Dutchman Cees 't Hart was hired last summer to break the deadlock the world's fourth largest brewer has been in since taking control of Russia's largest beer brand Baltika in 2008.
Despite tighter alcohol regulations and a weak economy, the Danish brewer said it is committed to the Russian market. "Russia remains an important market and we understand what it takes to succeed," Carlsberg said on Wednesday.
In a new strategy called SAIL '22, Carlsberg said it would consistently improve its return on invested capital (ROIC) through improved earnings and cutting invested capital.

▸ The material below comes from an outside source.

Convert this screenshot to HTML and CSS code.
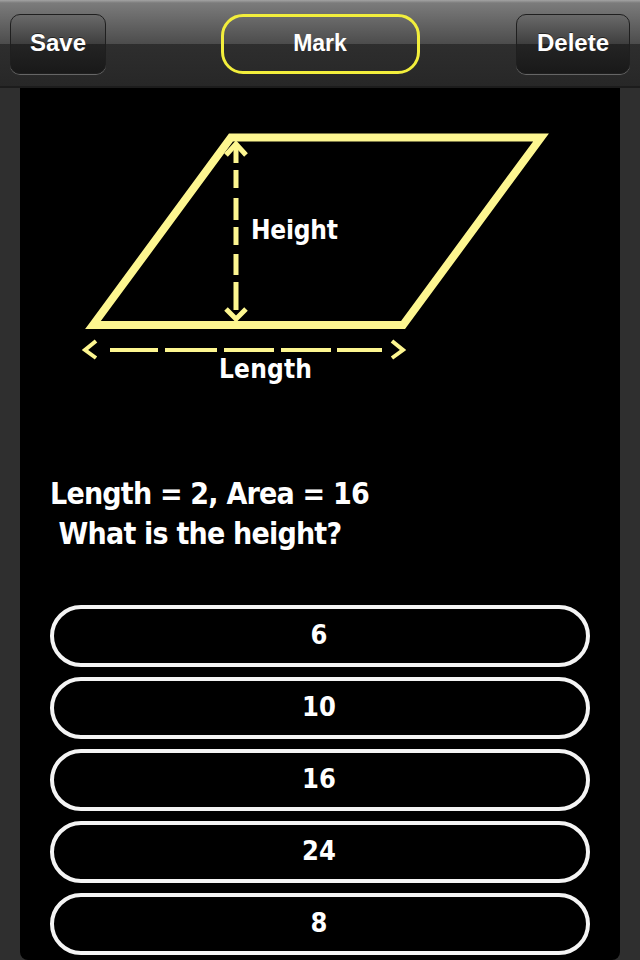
FILE: index.html
```html
<!DOCTYPE html>
<html lang="en">
<head>
    <meta charset="UTF-8">
    <meta name="viewport" content="width=device-width, initial-scale=1.0">
    <title>Quiz question</title>
    <link rel="stylesheet" href="styles.css">
</head>
<body>

<div class="toolbar">
    <button class="bar-btn save-btn">Save</button>
    <button class="mark-btn">Mark</button>
    <button class="bar-btn delete-btn">Delete</button>
</div>

<div class="panel">
    <svg class="diagram" viewBox="20 88 600 360" width="600" height="360">
        <polygon class="shape" points="93,325 231,137.500 541,137.500 403,325"/>
        <!-- height arrow -->
        <path class="dash" d="M236 145V163M236 170V188M236 198V220M236 227V245M236 254V275M236 282V310"/>
        <path class="head" d="M226 155L236 144L246 155M226 309L236 319L246 309"/>
        <!-- length arrow -->
        <path class="dash thin" d="M110 350H158M165 350H217M224 350H274M281 350H331M337 350H382"/>
        <path class="head thin" d="M96 341L85 350L96 358M392 341L403 350L392 358"/>
        <text class="label" x="251" y="239" textLength="87">Height</text>
        <text class="label" x="219" y="378" textLength="93">Length</text>
    </svg>

    <p class="question">Length = 2, Area = 16
 What is the height?</p>

    <div class="answers">
        <div class="answer">6</div>
        <div class="answer">10</div>
        <div class="answer">16</div>
        <div class="answer">24</div>
        <div class="answer">8</div>
    </div>
</div>

</body>
</html>
```

FILE: styles.css
```css
html, body {
    margin: 0;
    height: 960px;
    overflow: hidden;
}
body {
    background-color: #2f2f2f;
    font-family: "Liberation Sans", Arial, sans-serif;
}
.toolbar {
    height: 88px;
    box-sizing: border-box;
    padding: 14px 10px 0;
    display: grid;
    grid-template-columns: 1fr 199px 1fr;
    align-items: start;
    background: linear-gradient(#a3a3a3 0, #7b7b7b 3px, #4c4c4c 44px, #2e2e2e 44px, #272727 86px);
    border-bottom: 2px solid #1c1c1c;
}
.bar-btn, .mark-btn {
    height: 60px;
    color: white;
    font-family: inherit;
    font-weight: bold;
    padding: 0 0 2px;
}
.bar-btn {
    font-size: 24px;
    border-radius: 10px;
    border: 1px solid #1f1f1f;
    box-shadow: 0 1px 0 #666;
    background: linear-gradient(#6a6a6a 0, #3e3e3e 29px, #242424 29px, #191919 100%);
    text-shadow: 0 -1px 0 rgba(0,0,0,0.5);
}
.save-btn {
    width: 96px;
    justify-self: start;
}
.delete-btn {
    width: 114px;
    justify-self: end;
}
.mark-btn {
    font-size: 23px;
    border: 3px solid #f2ee3c;
    border-radius: 22px;
    background: transparent;
}
.panel {
    margin: 0 20px;
    height: 872px;
    box-sizing: border-box;
    background: black;
    border-radius: 0 0 8px 8px;
    color: white;
    overflow: hidden;
}
.diagram {
    display: block;
}
.shape {
    fill: none;
    stroke: #fdf690;
    stroke-width: 8;
    stroke-linejoin: miter;
}
.dash, .head {
    fill: none;
    stroke: #fdf690;
    stroke-width: 5;
}
.thin {
    stroke-width: 4;
}
.label {
    fill: white;
    font-family: "DejaVu Sans Condensed", "DejaVu Sans", sans-serif;
    font-weight: bold;
    font-size: 26px;
}
.question {
    margin: 26px 0 0 30px;
    height: 96px;
    font-family: "DejaVu Sans Condensed", "DejaVu Sans", sans-serif;
    font-weight: bold;
    font-size: 30px;
    letter-spacing: -0.8px;
    line-height: 40px;
    white-space: pre;
}
.answers {
    margin: 35px 30px 0;
    display: flex;
    flex-direction: column;
    gap: 10px;
}
.answer {
    height: 62px;
    box-sizing: border-box;
    padding: 0 2px 3px 0;
    border: 4px solid #f4f4f4;
    border-radius: 31px;
    display: flex;
    align-items: center;
    justify-content: center;
    font-family: "DejaVu Sans Condensed", "DejaVu Sans", sans-serif;
    font-weight: bold;
    font-size: 27px;
}
```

However, Carlsberg did not say what ROIC it expected, which disappointed some analysts. "There are no tangible financial targets. I had hoped for some concrete ROIC targets, but they didn't give those," analyst Ricky Rasmussen from Nykredit told Reuters.
Carlsberg reported a ROIC of 8.1 per cent for 2015. That figure excluded major writedowns made by 't Hart.
If these were included, Carlsberg's ROIC was negative 2.6 per cent, according to Reuters data, which compares to positive 9.2 per cent and 8.1 per cent at rivals Anheuser Busch Inbev and Heineken.
SABMiller, the last of the big four, had a return on capital of 9.0 in its financial year to end-March 2015, according to Reuters data.